YOUR TASK
Every line below is to be copied exactly, with the pictures left out.

DATA SECTION
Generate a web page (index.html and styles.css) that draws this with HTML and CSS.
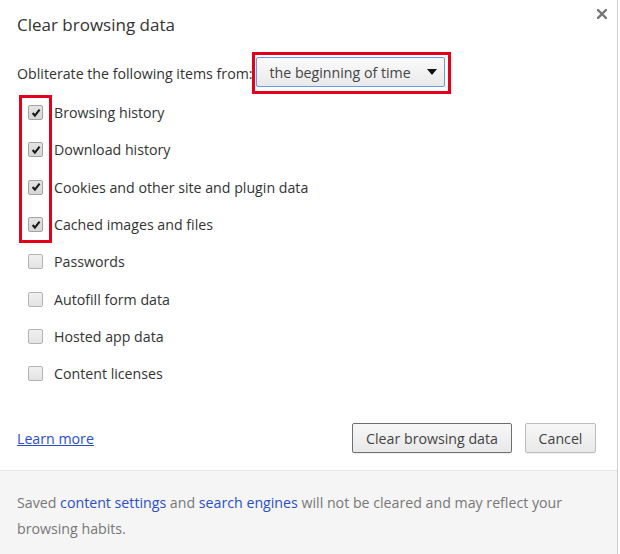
FILE: index.html
```html
<!DOCTYPE html>
<html>
<head>
<meta charset="utf-8">
<link rel="stylesheet" href="styles.css">
</head>
<body>
<div class="dialog">
  <div class="main">
    <header class="head">
      <h1 class="title">Clear browsing data</h1>
      <button class="close" aria-label="Close">
        <svg width="10" height="10" viewBox="0 0 10 10"><path d="M1 1L9 9M9 1L1 9" stroke="#777" stroke-width="2.4" stroke-linecap="square"/></svg>
      </button>
    </header>
    <div class="range">
      <span class="range-label">Obliterate the following items from:</span>
      <span class="hl hl-select">
        <span class="select">
          <span class="select-text">the beginning of time</span>
          <svg class="arrow" width="10" height="6" viewBox="0 0 10 6"><path d="M0 0H10L5 6Z" fill="#111"/></svg>
        </span>
      </span>
    </div>
    <div class="checks">
      <span class="hl hl-checks"></span>

      <span class="cb on r1"><svg viewBox="0 0 13 13"><path d="M2.8 6.6L5.3 9.3L10.4 2.9" fill="none" stroke="#1a1a1a" stroke-width="2.3"/></svg></span>
      <span class="lbl r1">Browsing history</span>

      <span class="cb on r2"><svg viewBox="0 0 13 13"><path d="M2.8 6.6L5.3 9.3L10.4 2.9" fill="none" stroke="#1a1a1a" stroke-width="2.3"/></svg></span>
      <span class="lbl r2">Download history</span>

      <span class="cb on r3"><svg viewBox="0 0 13 13"><path d="M2.8 6.6L5.3 9.3L10.4 2.9" fill="none" stroke="#1a1a1a" stroke-width="2.3"/></svg></span>
      <span class="lbl r3">Cookies and other site and plugin data</span>

      <span class="cb on r4"><svg viewBox="0 0 13 13"><path d="M2.8 6.6L5.3 9.3L10.4 2.9" fill="none" stroke="#1a1a1a" stroke-width="2.3"/></svg></span>
      <span class="lbl r4">Cached images and files</span>

      <span class="cb r5"></span>
      <span class="lbl r5">Passwords</span>

      <span class="cb r6"></span>
      <span class="lbl r6">Autofill form data</span>

      <span class="cb r7"></span>
      <span class="lbl r7">Hosted app data</span>

      <span class="cb r8"></span>
      <span class="lbl r8">Content licenses</span>
    </div>
    <div class="actions">
      <a class="link learn" href="#">Learn more</a>
      <div class="buttons">
        <button class="btn btn-default">Clear browsing data</button>
        <button class="btn">Cancel</button>
      </div>
    </div>
  </div>
  <footer class="foot">
    <p class="foot-text">Saved <a class="flink" href="#">content settings</a> and <a class="flink" href="#">search engines</a> will not be cleared and may reflect your<br>browsing habits.</p>
  </footer>
</div>
</body>
</html>
```

FILE: styles.css
```css
* { box-sizing: border-box; }
html, body { margin: 0; padding: 0; background: #fff; }
body {
  font-family: "Open Sans", "Noto Sans", "DejaVu Sans", sans-serif;
  font-size: 14.2px;
  color: #333;
}
.dialog {
  width: 618px;
  height: 554px;
  border-right: 1px solid #cfcfcf;
  display: flex;
  flex-direction: column;
  background: #fff;
}
.main { padding: 0 21px 0 0; }
.head {
  height: 52px;
  display: flex;
  justify-content: space-between;
  align-items: flex-start;
  padding-left: 17px;
  margin-right: -11px;
}
.title {
  margin: 13px 0 0;
  font-size: 17px;
  font-weight: normal;
  line-height: 24px;
  color: #333;
}
.close {
  margin-top: 9px;
  padding: 0;
  border: 0;
  background: none;
  width: 10px;
  height: 10px;
  display: flex;
}
.range {
  height: 42px;
  display: flex;
  align-items: center;
  padding-left: 17px;
}
.range-label { white-space: nowrap; }
.hl { border: 3px solid #e4001b; }
.hl-select {
  display: flex;
  flex: none;
  height: 42px;
  padding: 2px 3px 4px 1px;
  margin-left: -1px;
}
.select {
  width: 189px;
  height: 30px;
  border: 1px solid #5d9bf5;
  border-radius: 2px;
  background: linear-gradient(#fbfbfb, #e9e9e9);
  display: flex;
  align-items: center;
  justify-content: space-between;
  padding: 0 7px 0 13px;
  color: #444;
}
.arrow { display: block; }
.checks {
  display: grid;
  grid-template-columns: 33px 1fr;
  grid-auto-rows: 37.3px;
  column-gap: 2px;
  padding-left: 19px;
  align-items: center;
}
.hl-checks {
  grid-column: 1;
  grid-row: 1 / 5;
  align-self: stretch;
  margin: 1px 0 0;
}
.cb {
  grid-column: 1;
  justify-self: center;
  width: 15px;
  height: 15px;
  border: 1px solid #b3b3b3;
  border-radius: 2px;
  background: linear-gradient(#f0f0f0, #e3e3e3);
  display: flex;
  align-items: center;
  justify-content: center;
}
.cb.on { border-color: #a3a3a3; background: linear-gradient(#e4e4e4, #d6d6d6); }
.cb svg { width: 12px; height: 12px; }
.lbl { grid-column: 2; }
.r1 { grid-row: 1; } .r2 { grid-row: 2; } .r3 { grid-row: 3; } .r4 { grid-row: 4; }
.r5 { grid-row: 5; } .r6 { grid-row: 6; } .r7 { grid-row: 7; } .r8 { grid-row: 8; }
.actions {
  margin-top: 31px;
  height: 30px;
  display: flex;
  align-items: center;
  justify-content: space-between;
  padding-left: 17px;
}
.link { color: #2a4fc9; text-decoration: underline; }
.buttons { display: flex; gap: 13px; }
.btn {
  font: inherit;
  color: #444;
  height: 30px;
  padding: 0 13px;
  border: 1px solid #bdbdbd;
  border-radius: 2px;
  background: linear-gradient(#f7f7f7, #e9e9e9);
  box-shadow: 0 1px 0 rgba(0,0,0,.06);
}
.btn-default { width: 160px; border-color: #6f6f6f; padding: 0; }
.btn:not(.btn-default) { width: 71px; padding: 0; }
.foot {
  margin-top: 17px;
  flex: 1;
  border-top: 1px solid #e6e6e6;
  background: #f5f5f5;
  padding: 19px 17px 0;
}
.foot-text {
  margin: 0;
  line-height: 26px;
  color: #777;
}
.flink { color: #2a4fc9; text-decoration: none; }
```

OUTPUT FOR THIS EXERCISE
Generate a web page (index.html and styles.css) that draws this with HTML and CSS.
FILE: index.html
```html
<!DOCTYPE html>
<html>
<head>
<meta charset="utf-8">
<link rel="stylesheet" href="styles.css">
</head>
<body>
<div class="dialog">
  <div class="main">
    <header class="head">
      <h1 class="title">Clear browsing data</h1>
      <button class="close" aria-label="Close">
        <svg width="10" height="10" viewBox="0 0 10 10"><path d="M1 1L9 9M9 1L1 9" stroke="#777" stroke-width="2.4" stroke-linecap="square"/></svg>
      </button>
    </header>
    <div class="range">
      <span class="range-label">Obliterate the following items from:</span>
      <span class="hl hl-select">
        <span class="select">
          <span class="select-text">the beginning of time</span>
          <svg class="arrow" width="10" height="6" viewBox="0 0 10 6"><path d="M0 0H10L5 6Z" fill="#111"/></svg>
        </span>
      </span>
    </div>
    <div class="checks">
      <span class="hl hl-checks"></span>

      <span class="cb on r1"><svg viewBox="0 0 13 13"><path d="M2.8 6.6L5.3 9.3L10.4 2.9" fill="none" stroke="#1a1a1a" stroke-width="2.3"/></svg></span>
      <span class="lbl r1">Browsing history</span>

      <span class="cb on r2"><svg viewBox="0 0 13 13"><path d="M2.8 6.6L5.3 9.3L10.4 2.9" fill="none" stroke="#1a1a1a" stroke-width="2.3"/></svg></span>
      <span class="lbl r2">Download history</span>

      <span class="cb on r3"><svg viewBox="0 0 13 13"><path d="M2.8 6.6L5.3 9.3L10.4 2.9" fill="none" stroke="#1a1a1a" stroke-width="2.3"/></svg></span>
      <span class="lbl r3">Cookies and other site and plugin data</span>

      <span class="cb on r4"><svg viewBox="0 0 13 13"><path d="M2.8 6.6L5.3 9.3L10.4 2.9" fill="none" stroke="#1a1a1a" stroke-width="2.3"/></svg></span>
      <span class="lbl r4">Cached images and files</span>

      <span class="cb r5"></span>
      <span class="lbl r5">Passwords</span>

      <span class="cb r6"></span>
      <span class="lbl r6">Autofill form data</span>

      <span class="cb r7"></span>
      <span class="lbl r7">Hosted app data</span>

      <span class="cb r8"></span>
      <span class="lbl r8">Content licenses</span>
    </div>
    <div class="actions">
      <a class="link learn" href="#">Learn more</a>
      <div class="buttons">
        <button class="btn btn-default">Clear browsing data</button>
        <button class="btn">Cancel</button>
      </div>
    </div>
  </div>
  <footer class="foot">
    <p class="foot-text">Saved <a class="flink" href="#">content settings</a> and <a class="flink" href="#">search engines</a> will not be cleared and may reflect your<br>browsing habits.</p>
  </footer>
</div>
</body>
</html>
```

FILE: styles.css
```css
* { box-sizing: border-box; }
html, body { margin: 0; padding: 0; background: #fff; }
body {
  font-family: "Open Sans", "Noto Sans", "DejaVu Sans", sans-serif;
  font-size: 14.2px;
  color: #333;
}
.dialog {
  width: 618px;
  height: 554px;
  border-right: 1px solid #cfcfcf;
  display: flex;
  flex-direction: column;
  background: #fff;
}
.main { padding: 0 21px 0 0; }
.head {
  height: 52px;
  display: flex;
  justify-content: space-between;
  align-items: flex-start;
  padding-left: 17px;
  margin-right: -11px;
}
.title {
  margin: 13px 0 0;
  font-size: 17px;
  font-weight: normal;
  line-height: 24px;
  color: #333;
}
.close {
  margin-top: 9px;
  padding: 0;
  border: 0;
  background: none;
  width: 10px;
  height: 10px;
  display: flex;
}
.range {
  height: 42px;
  display: flex;
  align-items: center;
  padding-left: 17px;
}
.range-label { white-space: nowrap; }
.hl { border: 3px solid #e4001b; }
.hl-select {
  display: flex;
  flex: none;
  height: 42px;
  padding: 2px 3px 4px 1px;
  margin-left: -1px;
}
.select {
  width: 189px;
  height: 30px;
  border: 1px solid #5d9bf5;
  border-radius: 2px;
  background: linear-gradient(#fbfbfb, #e9e9e9);
  display: flex;
  align-items: center;
  justify-content: space-between;
  padding: 0 7px 0 13px;
  color: #444;
}
.arrow { display: block; }
.checks {
  display: grid;
  grid-template-columns: 33px 1fr;
  grid-auto-rows: 37.3px;
  column-gap: 2px;
  padding-left: 19px;
  align-items: center;
}
.hl-checks {
  grid-column: 1;
  grid-row: 1 / 5;
  align-self: stretch;
  margin: 1px 0 0;
}
.cb {
  grid-column: 1;
  justify-self: center;
  width: 15px;
  height: 15px;
  border: 1px solid #b3b3b3;
  border-radius: 2px;
  background: linear-gradient(#f0f0f0, #e3e3e3);
  display: flex;
  align-items: center;
  justify-content: center;
}
.cb.on { border-color: #a3a3a3; background: linear-gradient(#e4e4e4, #d6d6d6); }
.cb svg { width: 12px; height: 12px; }
.lbl { grid-column: 2; }
.r1 { grid-row: 1; } .r2 { grid-row: 2; } .r3 { grid-row: 3; } .r4 { grid-row: 4; }
.r5 { grid-row: 5; } .r6 { grid-row: 6; } .r7 { grid-row: 7; } .r8 { grid-row: 8; }
.actions {
  margin-top: 31px;
  height: 30px;
  display: flex;
  align-items: center;
  justify-content: space-between;
  padding-left: 17px;
}
.link { color: #2a4fc9; text-decoration: underline; }
.buttons { display: flex; gap: 13px; }
.btn {
  font: inherit;
  color: #444;
  height: 30px;
  padding: 0 13px;
  border: 1px solid #bdbdbd;
  border-radius: 2px;
  background: linear-gradient(#f7f7f7, #e9e9e9);
  box-shadow: 0 1px 0 rgba(0,0,0,.06);
}
.btn-default { width: 160px; border-color: #6f6f6f; padding: 0; }
.btn:not(.btn-default) { width: 71px; padding: 0; }
.foot {
  margin-top: 17px;
  flex: 1;
  border-top: 1px solid #e6e6e6;
  background: #f5f5f5;
  padding: 19px 17px 0;
}
.foot-text {
  margin: 0;
  line-height: 26px;
  color: #777;
}
.flink { color: #2a4fc9; text-decoration: none; }
```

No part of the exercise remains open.